__Dataset section__.
-- -- --
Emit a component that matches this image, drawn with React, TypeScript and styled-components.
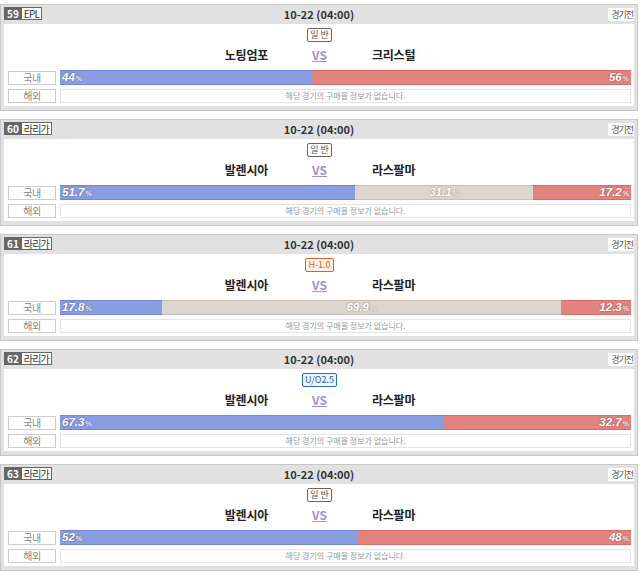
import styled, { createGlobalStyle } from 'styled-components';

const GlobalStyle = createGlobalStyle`
  body {
    margin: 0;
    background: #fff;
    font-family: "Noto Sans CJK KR", "Noto Sans", sans-serif;
  }
`;

type Kind = 'plain' | 'handicap' | 'uo';

const badgeColors: Record<Kind, { border: string; color: string; bg: string }> = {
  plain: { border: '#666', color: '#555', bg: '#fff' },
  handicap: { border: '#d9622b', color: '#d9622b', bg: '#fff3e6' },
  uo: { border: '#2d6db5', color: '#2d5f9e', bg: '#eef5fc' },
};

const Page = styled.div`
  padding-top: 4px;
  width: 638px;
`;

const Card = styled.div`
  box-sizing: border-box;
  height: 107px;
  margin-bottom: 8px;
  border: 1px solid #c8c8c8;
  background: #e1e1e1;
  padding: 0 3px 4px 3px;
  display: flex;
  flex-direction: column;
`;

const Header = styled.div`
  height: 19px;
  display: grid;
  grid-template-columns: 1fr auto 1fr;
  align-items: start;
  padding-top: 1.5px;
  box-sizing: border-box;
`;

const League = styled.div`
  display: flex;
  height: 13px;
  border: 1px solid #666;
  box-sizing: border-box;
  justify-self: start;
  font-size: 10px;
  line-height: 11px;
`;

const Num = styled.span`
  background: #666;
  color: #fff;
  font-weight: bold;
  padding: 0 3px 0 2px;
`;

const LeagueName = styled.span`
  background: #fff;
  color: #333;
  padding: 0 2px;
  letter-spacing: -0.8px;
`;

const DateText = styled.div`
  font-size: 11px;
  font-weight: bold;
  color: #333;
  line-height: 15px;
`;

const Status = styled.div`
  justify-self: end;
  background: #fff;
  color: #555;
  font-size: 9px;
  line-height: 13px;
  height: 13px;
  margin-top: 1px;
  padding: 0 1px 0 3px;
  letter-spacing: -1px;
`;

const Body = styled.div`
  background: #fff;
  padding: 4px 3px 3px 4px;
  display: flex;
  flex-direction: column;
`;

const Market = styled.div<{ $kind: Kind }>`
  align-self: center;
  box-sizing: border-box;
  height: 14px;
  padding: 0 2px;
  border: 1px solid ${(p) => badgeColors[p.$kind].border};
  border-radius: 2px;
  background: ${(p) => badgeColors[p.$kind].bg};
  color: ${(p) => badgeColors[p.$kind].color};
  font-size: 9px;
  line-height: 12px;
  white-space: pre;
`;

const Teams = styled.div`
  height: 24px;
  display: grid;
  grid-template-columns: 1fr auto 1fr;
  align-items: center;
  font-size: 12px;
  font-weight: bold;
  color: #222;
  letter-spacing: -0.2px;
`;

const Home = styled.div`
  text-align: right;
  padding-right: 44px;
`;

const Away = styled.div`
  padding-left: 45px;
`;

const Vs = styled.span`
  color: #a58fcc;
  text-decoration: underline;
  letter-spacing: 0;
  font-size: 12px;
`;

const Row = styled.div<{ $h: number }>`
  display: grid;
  grid-template-columns: 48px 1fr;
  column-gap: 4px;
  height: ${(p) => p.$h}px;
  margin-top: 4px;
  align-items: center;
`;

const Label = styled.div`
  box-sizing: border-box;
  height: 14px;
  border: 1px solid #ccc;
  color: #888;
  font-size: 10px;
  line-height: 12px;
  text-align: center;
  letter-spacing: -0.5px;
`;

const Bar = styled.div`
  display: flex;
  height: 15px;
`;

const segColors = {
  home: { bg: '#8a9de0', line: '#6f86d2' },
  draw: { bg: '#ddd6ce', line: '#c7bdb2' },
  away: { bg: '#e2837f', line: '#d26c68' },
};

type Side = keyof typeof segColors;

const Segment = styled.div<{ $side: Side }>`
  box-sizing: border-box;
  height: 15px;
  background: ${(p) => segColors[p.$side].bg};
  border-top: 1px solid ${(p) => segColors[p.$side].line};
  border-bottom: 1px solid ${(p) => segColors[p.$side].line};
  display: flex;
  align-items: center;
  justify-content: ${(p) =>
    p.$side === 'home' ? 'flex-start' : p.$side === 'away' ? 'flex-end' : 'center'};
  padding: 0 2px;
  overflow: hidden;
`;

const Pct = styled.span`
  font-family: "Liberation Sans", Arial, sans-serif;
  font-style: italic;
  font-weight: bold;
  font-size: 11.5px;
  color: #fff;
  text-shadow: 0 0 2px rgba(0, 0, 0, 0.45);
  line-height: 13px;
`;

const Unit = styled.span`
  font-size: 7px;
  font-style: normal;
  color: #eee;
  margin-left: 1px;
`;

const Info = styled.div`
  box-sizing: border-box;
  height: 14px;
  border: 1px solid #e4e4e4;
  color: #999;
  font-size: 8px;
  line-height: 12px;
  text-align: center;
`;

type Match = {
  no: number;
  league: string;
  market: string;
  kind: Kind;
  home: string;
  away: string;
  rates: number[];
};

const matches: Match[] = [
  { no: 59, league: 'EPL', market: '일 반', kind: 'plain', home: '노팅엄포', away: '크리스털', rates: [44, 56] },
  { no: 60, league: '라리가', market: '일 반', kind: 'plain', home: '발렌시아', away: '라스팔마', rates: [51.7, 31.1, 17.2] },
  { no: 61, league: '라리가', market: 'H-1.0', kind: 'handicap', home: '발렌시아', away: '라스팔마', rates: [17.8, 69.9, 12.3] },
  { no: 62, league: '라리가', market: 'U/O2.5', kind: 'uo', home: '발렌시아', away: '라스팔마', rates: [67.3, 32.7] },
  { no: 63, league: '라리가', market: '일 반', kind: 'plain', home: '발렌시아', away: '라스팔마', rates: [52, 48] },
];

const sidesFor = (n: number): Side[] => (n === 3 ? ['home', 'draw', 'away'] : ['home', 'away']);

const MatchCard = ({ m }: { m: Match }) => {
  const sides = sidesFor(m.rates.length);
  return (
    <Card>
      <Header>
        <League>
          <Num>{m.no}</Num>
          <LeagueName>{m.league}</LeagueName>
        </League>
        <DateText>10-22 (04:00)</DateText>
        <Status>경기전</Status>
      </Header>
      <Body>
        <Market $kind={m.kind}>{m.market}</Market>
        <Teams>
          <Home>{m.home}</Home>
          <Vs>VS</Vs>
          <Away>{m.away}</Away>
        </Teams>
        <Row $h={15}>
          <Label>국내</Label>
          <Bar>
            {m.rates.map((r, i) => (
              <Segment key={i} $side={sides[i]} style={{ width: `${r}%` }}>
                <Pct>
                  {r}
                  <Unit>%</Unit>
                </Pct>
              </Segment>
            ))}
          </Bar>
        </Row>
        <Row $h={14}>
          <Label>해외</Label>
          <Info>해당 경기의 구매율 정보가 없습니다.</Info>
        </Row>
      </Body>
    </Card>
  );
};

const App = () => (
  <>
    <GlobalStyle />
    <Page>
      {matches.map((m) => (
        <MatchCard key={m.no} m={m} />
      ))}
    </Page>
  </>
);

export default App;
-- -- --
__What to do__. Leave out the pictures. Transcribe only the lines above, from the first through the one that contains "type Kind = 'plain' | 'handicap' | 'uo';".

__Written answer__.
Emit a component that matches this image, drawn with React, TypeScript and styled-components.
import styled, { createGlobalStyle } from 'styled-components';

const GlobalStyle = createGlobalStyle`
  body {
    margin: 0;
    background: #fff;
    font-family: "Noto Sans CJK KR", "Noto Sans", sans-serif;
  }
`;

type Kind = 'plain' | 'handicap' | 'uo';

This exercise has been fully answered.